The following are storyboard documents I use on a regular baasis: Recommended and Optional documents.
Recommended:
- Main Storyboard – This document is the overall structure of the design. This may or may not include course title, page/screen numbering, onscreen text, narration, and some development notes. Typically the most commonly used regardless of layout.
- Visual Storyboard – this document displays the overall design of the project’s navigation path. How the project looks at a high level allows stakeholders to see the learning path as well as content accessed globally. Also aides in seeing potential dead ends, endless loops, or confusing or redundant paths.
- Style Guide – this documents the standards of the project from color palettes, the fonts and their sizes to global assets such as navigation buttons and their positioning in the user interface.
Optional:
- Script – in some cases (most) the narration script requires a lot of real estate in a document. Especially when contracting outside voice talent, removing all the noise such as development notes helps the actor focus on the script, pronunciation instructions, and cue points.
- Media – This document could be used to list all the media assets as a way to catalog or index their usage. When sourcing images from stock websites, the image is associated with a file number and this document helps maintain the source if the image needs to be re-acquired.
- Video – If a project requires a video shoot, there are a lot of details that would overwhelm the main storyboard. This document lays out the scenes, actors, camera angles as well as props and settings.
- Interaction – A simple drag and drop or click and reveal may not need their own storyboard. This document is for more complex designs that involve behaviors such as branching choices, multiple paths or interactive video and assessments.
- Menu/Navigation – Most of the common authoring tools for elearning can publish a standard user interface or skin where a separate document may not be needed. This document is for custom menu designs that at a minimum accomplishes two things – navigation structure and navigation behaviors.
- Animation – Not to be confused with animation effects on a specific screen, this document is similar to a Video storyboard that shows scenes, motion, timing and pacing.
Each of the above Storyboard documents that make up a workbook for a project does take extra planning and effort and there is no rule to how many or how few. Again, project dictates. Look at the following three questions and based on your current workflow, answer them as honestly as you can:
- How often have you worked on a project that has stalled out because of design considerations in the middle of development?
- When asked to revisit a project several months later to apply edits for an updated version, do you spend unnecessary time re-learning how the project was developed?
- If you work on a team and you’re asked to pick up a project currently in development by someone else, can you step into their role and continue to work on that project?
If you answered “never”, “none”, and “yes” to the above questions then I commend you for having a solid and refined workflow processes in place!
If you answered those questions differently or they have you thinking differently, then I encourage you to try implementing the documenting process I call the Storyboard Workbook.
Keep in mind that storyboarding is a process; not a rule While there are templates to get started, storyboards are living documents that can be standardized by a number of things such as organizational guidelines, branding standards, and even customized to the authoring tool you use.
Yes, documenting the details takes more time, but the benefits outweigh the effort.
Thank you for reading this far.
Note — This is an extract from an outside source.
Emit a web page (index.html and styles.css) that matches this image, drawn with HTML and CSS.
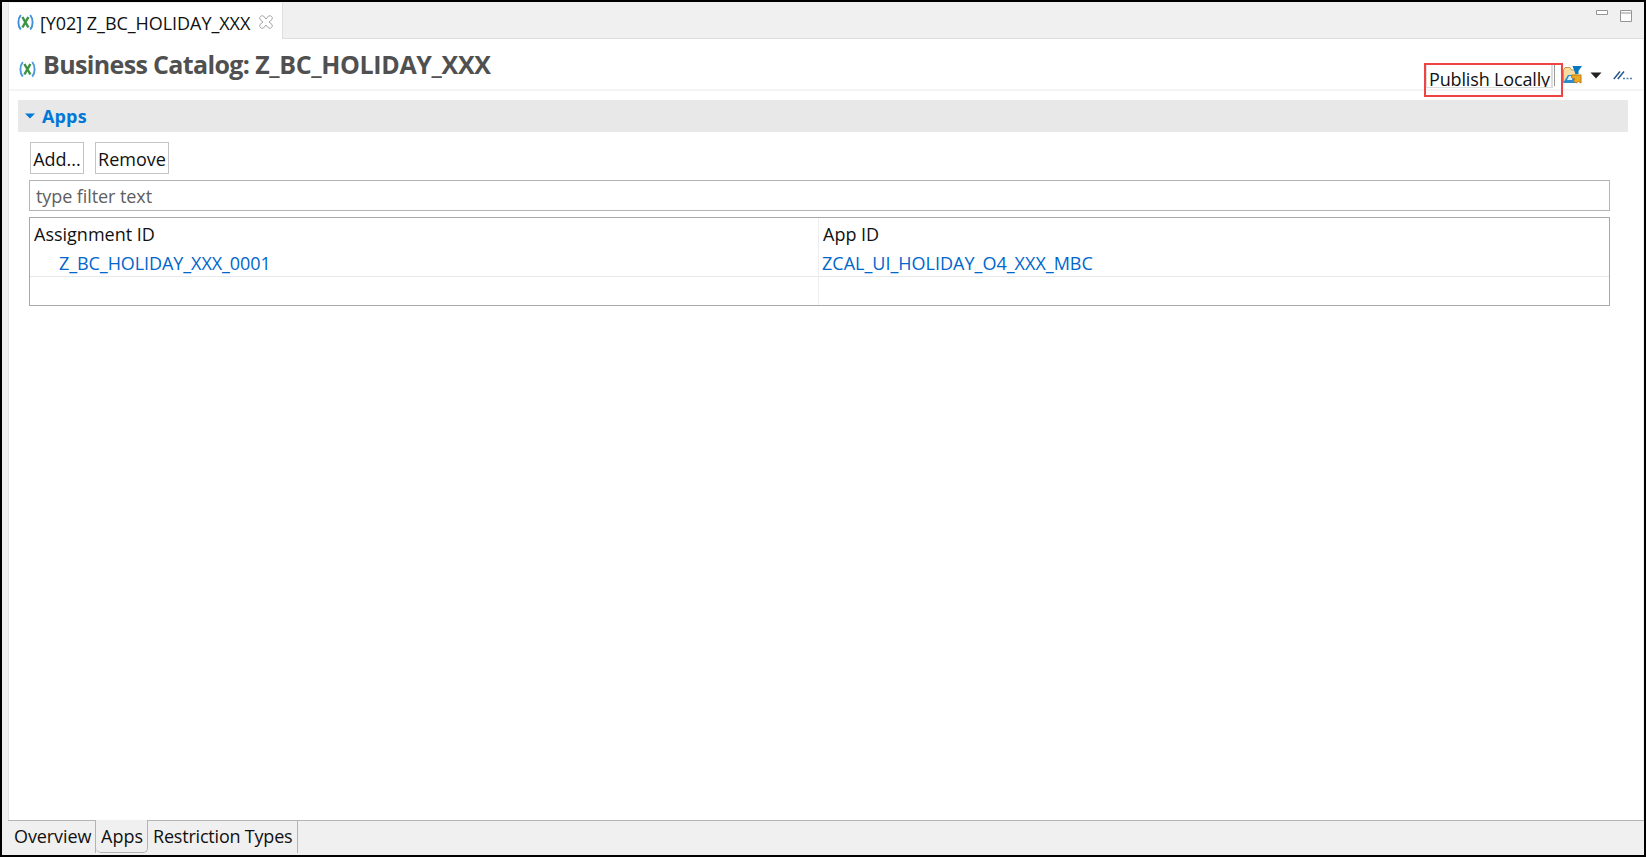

My week at DevLearn will follow this theme first in my pre-conference workshop, Storyboard to Storyline (not too late to register!) I’m pulling the Style Guide out of the above mentioned workbook and delivering a session on Wednesday afternoon titled, Style Guides: The Unsung Hero of Elearning Development. Then on Thursday evening I’m excited to show off a custom project and its Storyboard Workbook at DemoFest.
See you next week!
Veronica says
It seems I am hooked to your blog at the moment Kevin!
This is a very useful post. It pays off to document all aspects of a project, and yet it is hard to be consistent about it. I remember while back reading your posts about the PWP in action piece you did (which was incredible BTW) and it was so helpful to see the process and all the ups and downs, forwards and backwards.
Thanks again!
Kevin Thorn says
Thanks Veronica!
Every new habit is hard to be consistent which is essentially what the process of documenting and/or storyboarding an elearning project is all about. If the process becomes part of every project then you will have the same feeling about it when you don’t include it – hard not to.
I’ve been doing it for so long now that I get nervous if I get behind with the documents. More importantly, I have found that writing about and during a project solidifies the design process as well as a permanent documented record. It has helped me in growing my skills if nothing else.
kristie mubarak says
I REALLY appreciate this post. I’m wondering if you wouldn’t mind sharing an example? You are always so insightful in how you approach your work and I struggle with documenting my workflow, I can be creative but it would be really neat to see how a master does it.